**Objective**
Reproduce all the lines exactly as they stand, apart from the pictures.

**Data block**
◆ ◆ ◆ ◆ ◆
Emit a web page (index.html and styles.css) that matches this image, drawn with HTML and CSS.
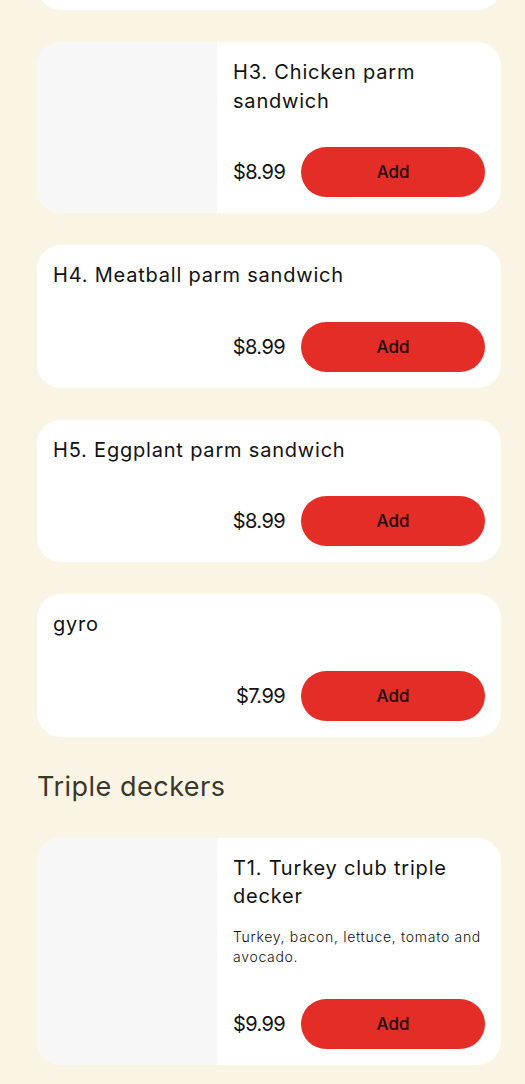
FILE: index.html
```html
<!DOCTYPE html>
<html>
<head>
<meta charset="utf-8">
<link rel="stylesheet" href="styles.css">
</head>
<body>
<main class="menu">
  <div class="card card-prev"></div>

  <div class="card">
    <div class="thumb"></div>
    <div class="info">
      <h3 class="title">H3. Chicken parm sandwich</h3>
      <div class="footer">
        <span class="price">$8.99</span>
        <button class="add">Add</button>
      </div>
    </div>
  </div>

  <div class="card">
    <div class="info">
      <h3 class="title">H4. Meatball parm sandwich</h3>
      <div class="footer">
        <span class="price">$8.99</span>
        <button class="add">Add</button>
      </div>
    </div>
  </div>

  <div class="card">
    <div class="info">
      <h3 class="title">H5. Eggplant parm sandwich</h3>
      <div class="footer">
        <span class="price">$8.99</span>
        <button class="add">Add</button>
      </div>
    </div>
  </div>

  <div class="card">
    <div class="info">
      <h3 class="title">gyro</h3>
      <div class="footer">
        <span class="price">$7.99</span>
        <button class="add">Add</button>
      </div>
    </div>
  </div>

  <h2 class="section">Triple deckers</h2>

  <div class="card">
    <div class="thumb"></div>
    <div class="info">
      <h3 class="title">T1. Turkey club triple decker</h3>
      <p class="desc">Turkey, bacon, lettuce, tomato and avocado.</p>
      <div class="footer">
        <span class="price">$9.99</span>
        <button class="add">Add</button>
      </div>
    </div>
  </div>
</main>
</body>
</html>
```
FILE: styles.css
```css
html, body {
  margin: 0;
  padding: 0;
  background: #faf4e5;
}
body {
  font-family: "Inter", "Noto Sans", sans-serif;
  color: #111;
}
.menu {
  width: 464px;
  margin: 0 0 0 37px;
  display: flex;
  flex-direction: column;
  gap: 32px;
}
.card {
  background: #fff;
  border-radius: 24px;
  display: flex;
  overflow: hidden;
}
.card-prev {
  height: 110px;
  margin-top: -100px;
}
.thumb {
  width: 180px;
  flex: none;
  background: #f7f7f7;
}
.info {
  flex: 1;
  min-width: 0;
  padding: 16px;
  display: flex;
  flex-direction: column;
}
.title {
  margin: 0;
  font-size: 20px;
  font-weight: 400;
  line-height: 28.5px;
  letter-spacing: 0.8px;
}
.desc {
  margin: 16px 0 0;
  font-size: 14px;
  font-weight: 300;
  line-height: 20px;
  letter-spacing: 0.7px;
}
.footer {
  margin-top: 32px;
  display: flex;
  justify-content: flex-end;
  align-items: center;
  gap: 16px;
}
.price {
  flex: none;
  font-size: 20px;
  letter-spacing: -0.6px;
}
.add {
  flex: 0 1 184px;
  min-width: 0;
  height: 50px;
  border: none;
  border-radius: 25px;
  background: #e52d27;
  color: #1a0606;
  font-family: inherit;
  font-size: 17px;
  font-weight: 500;
}
.section {
  margin: 0;
  font-size: 27px;
  font-weight: 400;
  color: #3a372b;
  line-height: 34px;
  padding: 1px 0 2px;
  letter-spacing: 0.5px;
}
```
◆ ◆ ◆ ◆ ◆
**Exercise output**
Emit a web page (index.html and styles.css) that matches this image, drawn with HTML and CSS.
FILE: index.html
```html
<!DOCTYPE html>
<html>
<head>
<meta charset="utf-8">
<link rel="stylesheet" href="styles.css">
</head>
<body>
<main class="menu">
  <div class="card card-prev"></div>

  <div class="card">
    <div class="thumb"></div>
    <div class="info">
      <h3 class="title">H3. Chicken parm sandwich</h3>
      <div class="footer">
        <span class="price">$8.99</span>
        <button class="add">Add</button>
      </div>
    </div>
  </div>

  <div class="card">
    <div class="info">
      <h3 class="title">H4. Meatball parm sandwich</h3>
      <div class="footer">
        <span class="price">$8.99</span>
        <button class="add">Add</button>
      </div>
    </div>
  </div>

  <div class="card">
    <div class="info">
      <h3 class="title">H5. Eggplant parm sandwich</h3>
      <div class="footer">
        <span class="price">$8.99</span>
        <button class="add">Add</button>
      </div>
    </div>
  </div>

  <div class="card">
    <div class="info">
      <h3 class="title">gyro</h3>
      <div class="footer">
        <span class="price">$7.99</span>
        <button class="add">Add</button>
      </div>
    </div>
  </div>

  <h2 class="section">Triple deckers</h2>

  <div class="card">
    <div class="thumb"></div>
    <div class="info">
      <h3 class="title">T1. Turkey club triple decker</h3>
      <p class="desc">Turkey, bacon, lettuce, tomato and avocado.</p>
      <div class="footer">
        <span class="price">$9.99</span>
        <button class="add">Add</button>
      </div>
    </div>
  </div>
</main>
</body>
</html>
```
FILE: styles.css
```css
html, body {
  margin: 0;
  padding: 0;
  background: #faf4e5;
}
body {
  font-family: "Inter", "Noto Sans", sans-serif;
  color: #111;
}
.menu {
  width: 464px;
  margin: 0 0 0 37px;
  display: flex;
  flex-direction: column;
  gap: 32px;
}
.card {
  background: #fff;
  border-radius: 24px;
  display: flex;
  overflow: hidden;
}
.card-prev {
  height: 110px;
  margin-top: -100px;
}
.thumb {
  width: 180px;
  flex: none;
  background: #f7f7f7;
}
.info {
  flex: 1;
  min-width: 0;
  padding: 16px;
  display: flex;
  flex-direction: column;
}
.title {
  margin: 0;
  font-size: 20px;
  font-weight: 400;
  line-height: 28.5px;
  letter-spacing: 0.8px;
}
.desc {
  margin: 16px 0 0;
  font-size: 14px;
  font-weight: 300;
  line-height: 20px;
  letter-spacing: 0.7px;
}
.footer {
  margin-top: 32px;
  display: flex;
  justify-content: flex-end;
  align-items: center;
  gap: 16px;
}
.price {
  flex: none;
  font-size: 20px;
  letter-spacing: -0.6px;
}
.add {
  flex: 0 1 184px;
  min-width: 0;
  height: 50px;
  border: none;
  border-radius: 25px;
  background: #e52d27;
  color: #1a0606;
  font-family: inherit;
  font-size: 17px;
  font-weight: 500;
}
.section {
  margin: 0;
  font-size: 27px;
  font-weight: 400;
  color: #3a372b;
  line-height: 34px;
  padding: 1px 0 2px;
  letter-spacing: 0.5px;
}
```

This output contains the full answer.